В этом же письме Тютчев высоко отзывается о Бисмарке. «Самые ожесточенные враги политики г-на Бисмарка не откажут ему в уважении, ибо видят в нем энергичного, самого убежденного представителя национальной идеи, тогда как наше преувеличенное миролюбие доставит нам в конце концов только свистки и шиканье. Высмеют – и вполне заслуженно – труд, который мы берем на себя, чтобы привести к согласию державы, слишком естественно расположенные к тому, чтобы быть в согласии всякий раз, когда дело идет об оспаривании и отвоевании у России ее исторического права или даже об отрицании ее права человеческого…»

В другом письме Тютчев напоминает, что Запад не раз приходил «выказать свое отрицание России и преградить ей путь к будущему».

Конечно, времена меняются. Теперь вроде бы Запад наш лучший друг. Но историю помнить не мешает и царям и президентам.


Вот мы видим, что претензии к власти по сути своей остались те же, что были и сто лет назад. Точнее, сто тридцать лет назад. Нравственное растление среды, окружающей правительство, – тогда, а теперь – растление самого правительства. Тогда государь нуждался в более твердой точке опоры, в национальном сознании, и теперь наша власть нуждается в этом. Только теперь все стало гораздо острее.

Дореволюционную Россию идеализировать не надо. Это видно и по письмам Тютчева. Не надо идеализировать и советскую Россию, тут всё ясно.

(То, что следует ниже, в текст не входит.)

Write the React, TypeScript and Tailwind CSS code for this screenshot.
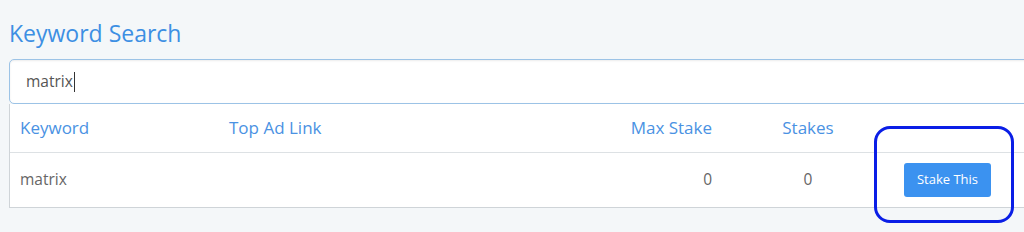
import React from "react";

export default function App() {
  return (
    <div className="w-[1024px] h-[232px] overflow-hidden bg-[#f4f7f9] relative" style={{ fontFamily: "'Open Sans', Lato, sans-serif" }}>
      <div className="pl-[9px] pt-[19px] w-[1060px]">
        <h2 className="text-[23px] leading-[28px] text-[#3d8fe3] font-normal">Keyword Search</h2>
        <div className="mt-[12px] h-[45px] bg-white border border-[#9cc3e6] rounded-l-[5px] flex items-center pl-[16px] shadow-[inset_0_1px_2px_rgba(0,0,0,0.08)]">
          <span className="text-[15.5px] text-[#555]">matrix</span>
          <span className="w-px h-[20px] bg-[#333] ml-[1px]"></span>
        </div>
        <div className="bg-white border-l border-b border-[#cfd4d8]">
          <div className="flex items-center h-[49px] border-b border-[#dde1e4] text-[17px] text-[#4a92e3]">
            <div className="w-[219px] pl-[10px]">Keyword</div>
            <div className="w-[300px]">Top Ad Link</div>
            <div className="w-[183px] text-right">Max Stake</div>
            <div className="w-[192px] text-center">Stakes</div>
            <div className="flex-1"></div>
          </div>
          <div className="flex items-center h-[54px] text-[15.5px] text-[#666]">
            <div className="w-[219px] pl-[10px]">matrix</div>
            <div className="w-[300px]"></div>
            <div className="w-[183px] text-right">0</div>
            <div className="w-[192px] text-center">0</div>
            <div className="flex-1 flex">
              <button className="w-[87px] h-[34px] bg-[#3b92f0] text-white text-[13px] rounded-[3px]">Stake This</button>
            </div>
          </div>
        </div>
      </div>
      <div className="absolute left-[874px] top-[126px] w-[140px] h-[97px] border-[3px] border-[#0a1ee6] rounded-[16px]"></div>
    </div>
  );
}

Но надо искать подлинные интересы России во все времена.

«И пройдет время, пожалуй, много времени, прежде чем несчастная Россия, та Россия, какою её сделали, осмелится позволить себе более живое сознание своего Я и своего Права, чем может иметь хорошо расположенный к ней иностранец». Так считал Федор Иванович Тютчев.

Думаю, что времена эти еще не наступили. Наступят ли они когда? Хочется в это верить, хоть и раскручивается на глазах Бог знает что.

И все же верится, что будет у нас власть такая, которая не унижать нас будет, а утверждать наше достоинство.